The study finds both groups are predominately male. A staggering 93 percent of those illegally possessing firearms are men. Men also make up 85 percent of the legal gun owners in the database.

Compared to legal gun owners, banned users are most likely to be between 35 and 54 years-old (60% illegal gun owners vs. 42.5% of legal), Black (11% vs. 4%), or Latino (27.5% vs. 16%).

On average, Americans who have lost the ability to own a gun have two disqualifying marks against them. Some offenders have as many as 85 bans to their name. Nearly half, 48 percent, of the lifelong bans in the database are due to felony convictions.

The majority of California’s illegal firearms holders live in or around densely populated urban areas in the state, such as Los Angeles and San Francisco.

What does this mean for the rest of America?

Researchers acknowledge they have incomplete numbers on gun bans in California because the records only date back to 1996. The mandate for recording rifle and shotgun transactions was enacted in 2014 and the database doesn’t include illegal purchases.

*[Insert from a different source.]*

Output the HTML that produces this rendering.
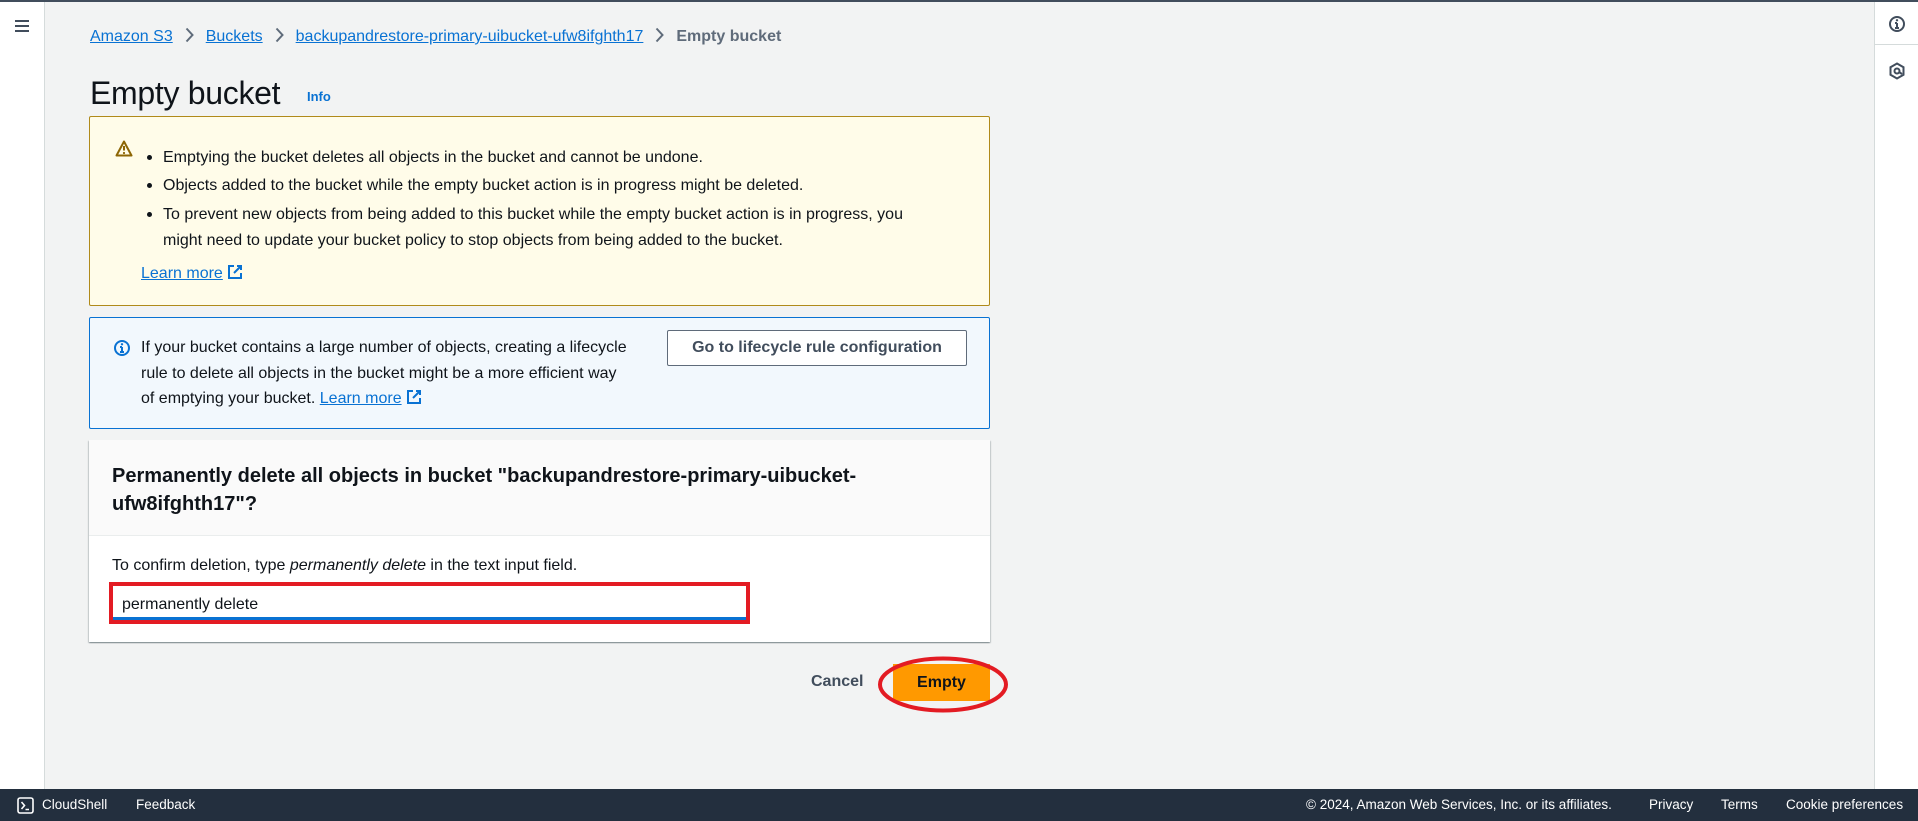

Despite having a partial picture of California gun ownership, researchers say they can make a fair estimate of the nationwide problem. Based on the state’s proportion of gun owners (about 4.2 million people) and the number of people with guns but banned for felonies (0.18% or 7,711), the report estimates there are 98,500 individuals in the U.S. who own a weapon in spite of their felony conviction.

“The numerous federal prohibitions on firearm ownership, combined with the fact that no other state is engaging in comparable efforts to reduce the prevalence of armed and prohibited persons through firearm recovery, suggest there are large numbers of prohibited firearm owners across the country, particularly in states where there are higher rates of firearm ownership and fewer barriers to purchasing a firearm,” researchers explain in a media release.

“The evidence supporting firearm prohibitions and interventions to reduce access to firearms among prohibited populations provides a prima facie reason to expect that recovering firearms from prohibited persons could reduce firearm violence.”

The study was published in the journal Injury Prevention.